День начинался с переклички – этого странного ритуала, в котором нас выстраивали по росту, будто оловянных солдатиков. Каждый делал церемониальный шаг вперёд, называя имя, фамилию и адрес – первый паспортный контроль в жизни. Я выступал из строя с важностью дипломата на международной конференции и объявлял, картавя: «Айлат Хайлуллин, Булевесника двасать два квалтила сесть». В этой моей картавости был, кажется, первый акт неповиновения – физиологический, неосознанный, но всё-таки мой.

Воспитательницы – а иных, кроме закостеневших в своих правилах, в ту эпоху не водилось – относились к детям как к материалу, который нужно обтесать, отшлифовать, привести к стандарту. Детская индивидуальность была для них досадной помехой, которую следовало устранить. Тогда никто не говорил о правах ребёнка; до совершеннолетия ты был, по сути, полуфабрикатом человека.

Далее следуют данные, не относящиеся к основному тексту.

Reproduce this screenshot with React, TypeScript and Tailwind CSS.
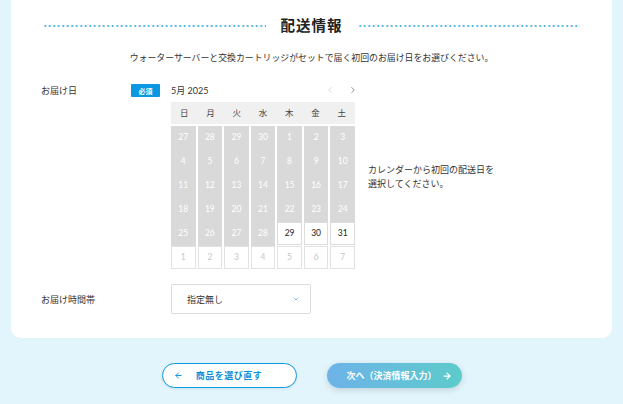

Наказание за непослушание следовало незамедлительно. Мой личный Сталинград разыгрывался за столом во время завтрака. Я, вскормленный мамой на манной каше (альтернатив в те времена почти не существовало), видимо, настолько пресытился этим казённым продуктом, что мой организм отторгал его на клеточном уровне. Но в детском саду действовал железный закон: если на завтрак подают манку, да ещё с подозрительным повидлом неопределённого происхождения – ты обязан её съесть. До последней ложки.

Я отказывался. И тогда начиналась настоящая экзекуция: воспитательница и нянечка, объединив усилия, скручивали меня, как опасного преступника, и пытались затолкать ненавистную кашу мне в рот. Я, выждав подходящий момент, когда хватка ослабевала, выплёвывал содержимое, стараясь поразить одну из мучительниц.